### Your instructions
Review the material line by line. Identify and copy every line that contains the string "Output".

### Provided data
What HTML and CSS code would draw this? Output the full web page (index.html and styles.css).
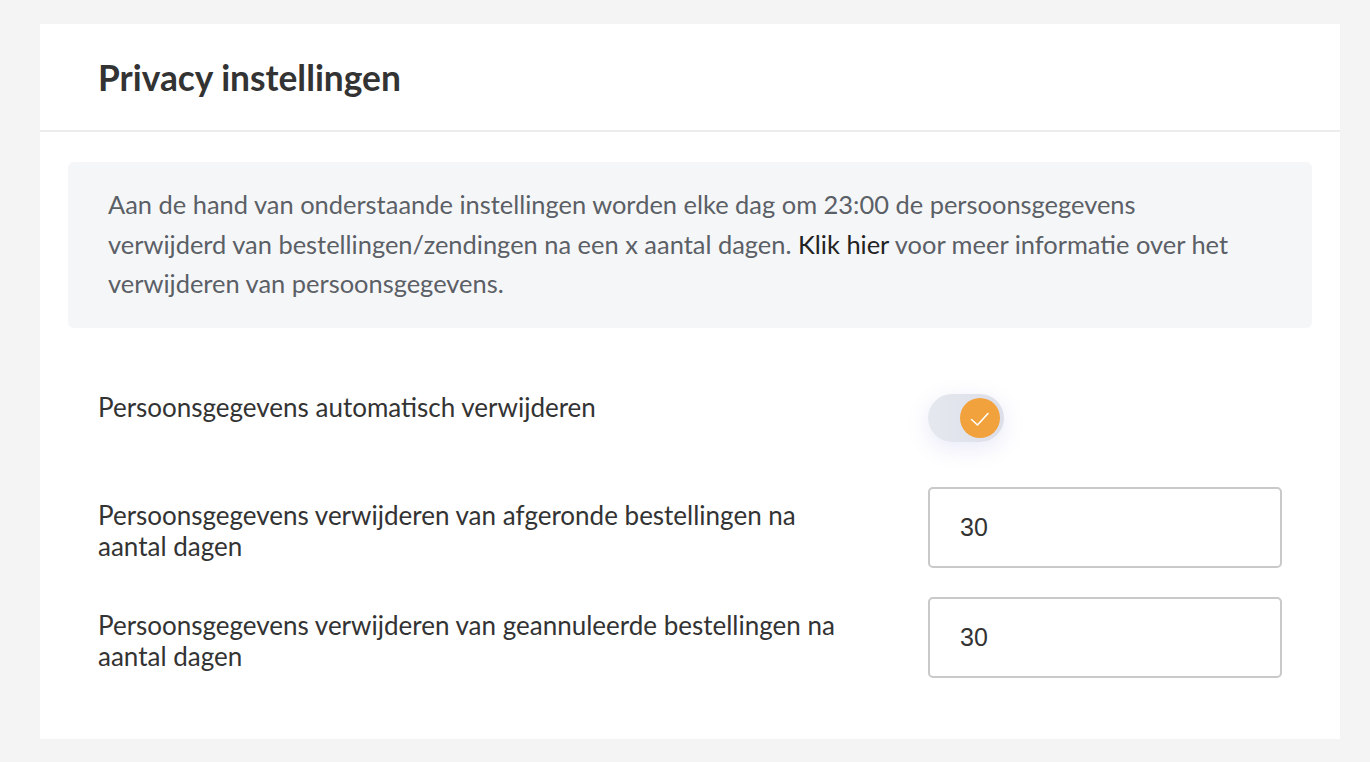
FILE: index.html
```html
<!DOCTYPE html>
<html>
<head>
    <title>Privacy instellingen</title>
    <link rel="stylesheet" href="styles.css">
</head>
<body>
    <div class="card">
        <div class="card-header">
            <h1>Privacy instellingen</h1>
        </div>
        <div class="card-body">
            <!-- uitleg -->
            <p class="notice">
                Aan de hand van onderstaande instellingen worden elke dag om 23:00 de persoonsgegevens
                verwijderd van bestellingen/zendingen na een x aantal dagen. <a href="#">Klik hier</a> voor meer informatie over het
                verwijderen van persoonsgegevens.
            </p>

            <div class="settings">
                <div class="row row-toggle">
                    <label class="label">Persoonsgegevens automatisch verwijderen</label>
                    <div class="control">
                        <span class="toggle">
                            <span class="knob">
                                <svg width="40" height="40" viewBox="0 0 40 40">
                                    <path d="M11.5 21.5 L17.5 27 L28 15.5" fill="none" stroke="#fff" stroke-width="1.6" stroke-linecap="round" stroke-linejoin="round"/>
                                </svg>
                            </span>
                        </span>
                    </div>
                </div>
                <div class="row">
                    <label class="label">Persoonsgegevens verwijderen van afgeronde bestellingen na aantal dagen</label>
                    <div class="control">
                        <input class="field" type="text" value="30">
                    </div>
                </div>
                <div class="row">
                    <label class="label">Persoonsgegevens verwijderen van geannuleerde bestellingen na aantal dagen</label>
                    <div class="control">
                        <input class="field" type="text" value="30">
                    </div>
                </div>
            </div>
        </div>
    </div>
</body>
</html>
```

FILE: styles.css
```css
body {
    margin: 0;
    padding: 24px 30px 22px 40px;
    background-color: #f4f4f4;
    font-family: Lato, "Open Sans", sans-serif;
    color: #333;
}

.card {
    background-color: #fff;
    width: 1300px;
}

.card-header {
    height: 106px;
    padding: 0 58px;
    display: flex;
    align-items: center;
    border-bottom: 2px solid #ececec;
}

.card-header h1 {
    margin: 0;
    font-size: 35.3px;
    font-weight: 700;
    color: #333;
}

.card-body {
    padding: 30px 28px 61px;
}

.notice {
    margin: 0;
    padding: 23px 62px 24px 40px;
    background-color: #f5f6f8;
    border-radius: 6px;
    font-size: 25.45px;
    line-height: 39.5px;
    color: #5b5f66;
}

.notice a {
    color: #222;
    text-decoration: none;
}

.settings {
    padding: 0 30px;
    margin-top: 64px;
}

.row {
    display: grid;
    grid-template-columns: 1fr 354px;
    margin-bottom: 29px;
}

.row:last-child {
    margin-bottom: 0;
}

.row-toggle {
    margin-bottom: 45px;
}

.label {
    max-width: 750px;
    padding-top: 13px;
    font-size: 26px;
    line-height: 31px;
    color: #333;
}

.row-toggle .label {
    padding-top: 0;
}

.toggle {
    display: flex;
    align-items: center;
    justify-content: flex-end;
    width: 76px;
    height: 48px;
    margin-top: 2px;
    padding: 0 4px;
    box-sizing: border-box;
    border-radius: 24px;
    background: linear-gradient(90deg, #e6e8ef, #dcdfe9);
    box-shadow: 0 6px 22px rgba(110, 120, 210, 0.16);
}

.knob {
    display: block;
    width: 40px;
    height: 40px;
    border-radius: 50%;
    background-color: #f2a23c;
}

.knob svg {
    display: block;
}

.field {
    display: block;
    width: 354px;
    height: 81px;
    box-sizing: border-box;
    padding: 0 30px;
    border: 2px solid #c9c9c9;
    border-radius: 5px;
    font-family: "Liberation Sans", Arial, sans-serif;
    font-size: 25px;
    color: #333;
    outline: none;
}
```
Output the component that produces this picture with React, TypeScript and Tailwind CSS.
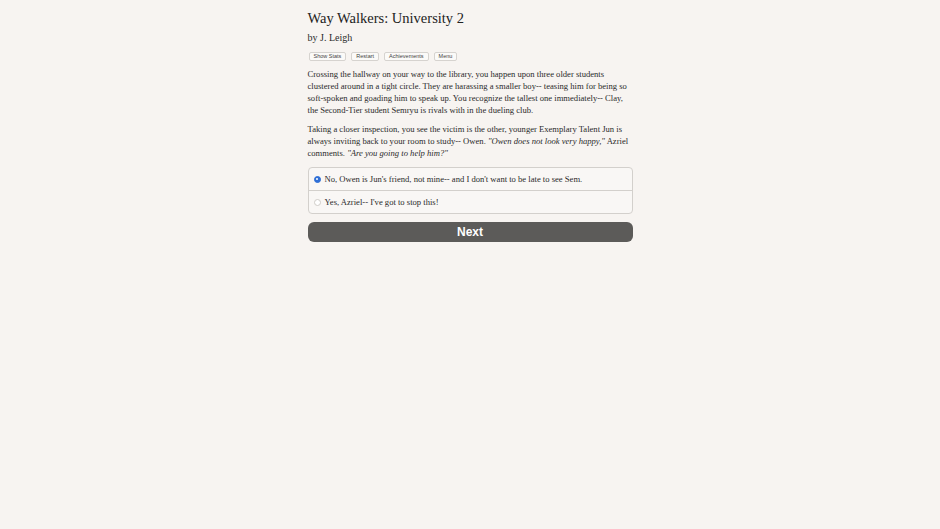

### Result
What HTML and CSS code would draw this? Output the full web page (index.html and styles.css).
Output the component that produces this picture with React, TypeScript and Tailwind CSS.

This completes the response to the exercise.